From Bloomberg, Minxin Pei on China’s anti-Japanese stance…
…[1980s] rapprochement ended after the Tiananmen crackdown in June 1989. In the 1990s, Chinese leaders began to promote an aggressive program of nationalism to bolster regime legitimacy. One of its core components was a concerted anti-Japanese propaganda campaign.
…A sense of economic superiority has made China arrogant and insensitive. Even worse, it has begun to resort to economic bullying to put Japan in its place.
…Foolishly, instead of setting a policy based solely on Japan’s importance to China, Beijing views the Sino-Japanese relationship almost exclusively through the lens of its rivalry with Washington. Xi has adopted a strategy of punishing America’s regional allies, such as Japan and the Philippines, mostly because China has no means of imposing costs on the US.
…Japan has upgraded its security ties with the US to previously unimaginable levels. Even the idea of Japanese forces fighting alongside the American military to defend Taiwan is no longer unthinkable.
It would clearly be in China’s self-interest to change course. A more promising strategy must address the sources of Japanese frustrations and fears.
The easiest and quickest step would be to tone down anti-Japanese propaganda…
China File interview with art historian and journalist Kejia Wu on the tension between Chinese leaders’ yearning for soft power and for cultural control, starting from her time with a property developer…
In the late 1990s to mid-2000s, artists like Zhang Xiaogang … became popular with foreign collectors. At that time, the Chinese contemporary market was starting to do very well, driven by new demand from international collectors…
Artists like that are often not part of the official state system. They make their living by having shows through their galleries, and galleries often bring the artists’ work to art fairs. The galleries help generate sales for them. Artists can survive outside of the state system by being represented by commercial galleries.
However, now the authorities review all their exhibitions (unless the Chinese artist creates their work outside of the country and it is exhibited overseas), including gallery shows, domestic public and private museum shows, and any artworks sent abroad. If these artists have shows in New York, all their paintings will have to be reviewed. And the review process can take three months, but it’s very hard to predict, it can take longer.
For fans of Sichuan peppers – or at least gloriously pretentious writing – an NYT article titled The Life-Affirming Properties of Sichuan Pepper by Ligaya Mishan…
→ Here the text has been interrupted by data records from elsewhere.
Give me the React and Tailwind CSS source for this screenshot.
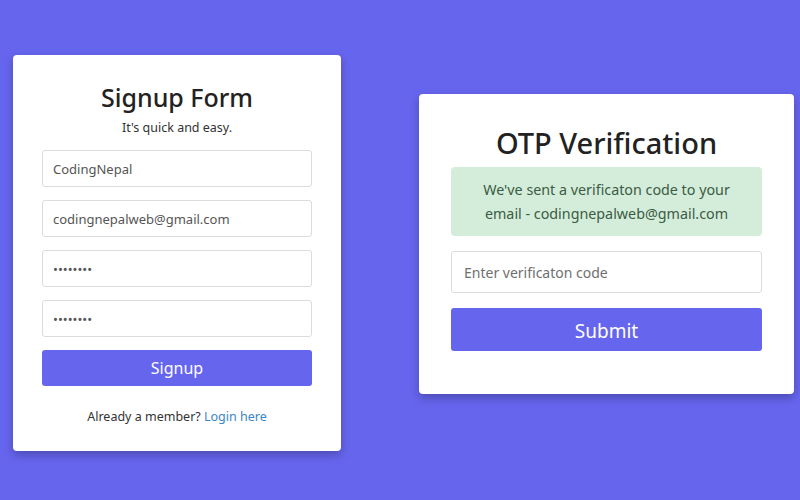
import React from 'react';

const font = { fontFamily: '"Noto Sans", "Open Sans", sans-serif' };

function Field({ value, type = 'text' }) {
  return (
    <input
      readOnly
      type={type}
      value={value}
      className="w-full h-[37px] px-[10px] border border-[#dcdcdc] rounded-[3px] text-[13px] text-[#555] outline-none"
    />
  );
}

export default function App() {
  return (
    <div className="w-[800px] h-[500px] bg-[#6665ee] overflow-hidden flex items-start" style={font}>
      <div className="ml-[13px] mt-[55px] w-[328px] h-[396px] bg-white rounded-[4px] shadow-[0_4px_10px_rgba(0,0,0,0.25)] px-[29px] pt-[24px] flex flex-col items-center">
        <h2 className="text-[25px] font-medium text-[#222] leading-[36px]">Signup Form</h2>
        <p className="text-[12.5px] text-[#333] mt-[3px] leading-[20px]">It's quick and easy.</p>
        <div className="w-full mt-[12px] flex flex-col gap-[13px]">
          <Field value="CodingNepal" />
          <Field value="codingnepalweb@gmail.com" />
          <Field type="password" value="password" />
          <Field type="password" value="password" />
          <button className="w-full h-[36px] rounded-[3px] bg-[#6665ee] text-white text-[16px]">Signup</button>
        </div>
        <p className="mt-[22px] text-[12.5px] text-[#333]">
          Already a member? <span className="text-[#3a85c8]">Login here</span>
        </p>
      </div>

      <div className="ml-[78px] mt-[94px] w-[375px] h-[300px] bg-white rounded-[4px] shadow-[0_4px_10px_rgba(0,0,0,0.25)] px-[32px] pt-[30px] flex flex-col items-center">
        <h2 className="text-[29px] font-medium text-[#222] leading-[38px]">OTP Verification</h2>
        <div className="w-full mt-[5px] h-[69px] bg-[#d4edda] rounded-[4px] flex items-center justify-center text-center text-[14.3px] leading-[24px] text-[#3b5b44]">
          We've sent a verificaton code to your<br />email - codingnepalweb@gmail.com
        </div>
        <input
          readOnly
          placeholder="Enter verificaton code"
          className="w-full mt-[15px] h-[42px] px-[12px] border border-[#dcdcdc] rounded-[3px] text-[14px] text-[#555] placeholder:text-[#6f6f6f] outline-none"
        />
        <button className="w-full mt-[15px] h-[43px] rounded-[3px] bg-[#6665ee] text-white text-[19px] pt-[3px]">Submit</button>
      </div>
    </div>
  );
}
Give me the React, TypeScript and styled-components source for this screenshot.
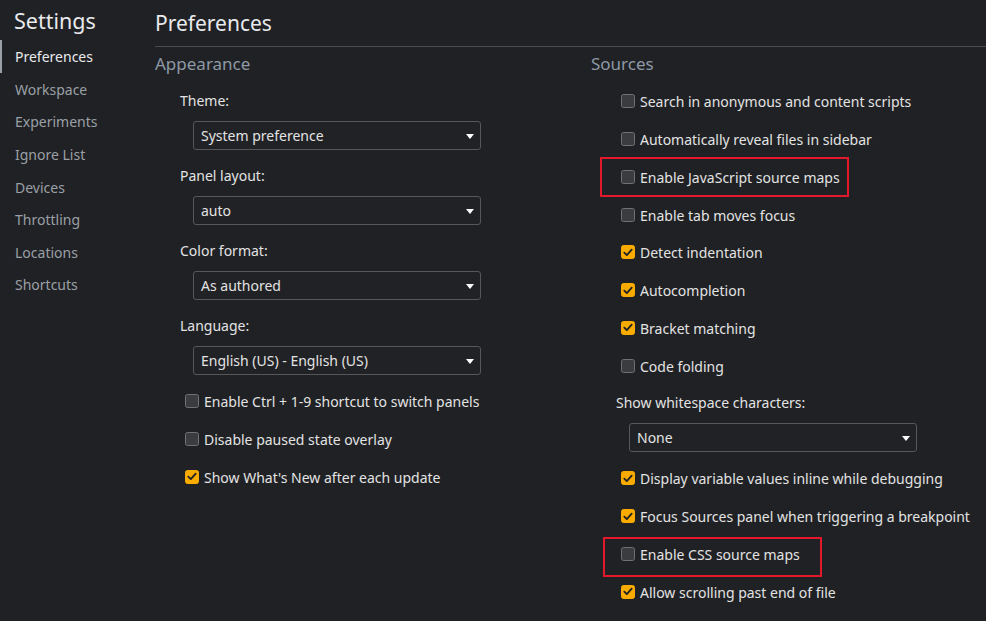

This is not a simple arc of pain to pleasure. The chiles in Rozin’s example of benign masochism don’t just deliver a burn; the capsaicin prompts the release of endorphins. There’s a payoff. No such chemical U-turn is known to take place with hydroxy-alpha sanshool. The fizz merely fades. Perhaps we are newly drawn to Sichuan pepper, then, not because we just want to feel something (as the phrase goes in the meme of the past few years) but because we seek the opposite, the momentary suspension of feeling: an altered state that allows us, by losing sensation, to perceive it — and by extension the world — anew, an “enstrangement” akin to that described by the Russian formalist Viktor Shklovsky in “Art, as Device” in 1917 as the technique of art. Perhaps “numbing” is entirely the wrong word. In Chinese, “ma” also refers to pins and needles, the discomfort of an awkwardly placed limb. Colloquially, we speak of this as “falling asleep,” but it’s actually a reawakening: The pain comes because the nerves, compressed, have been restored to function. Synapses flare; messages fly. It’s not the dying out of feeling but a return — a coming back to life.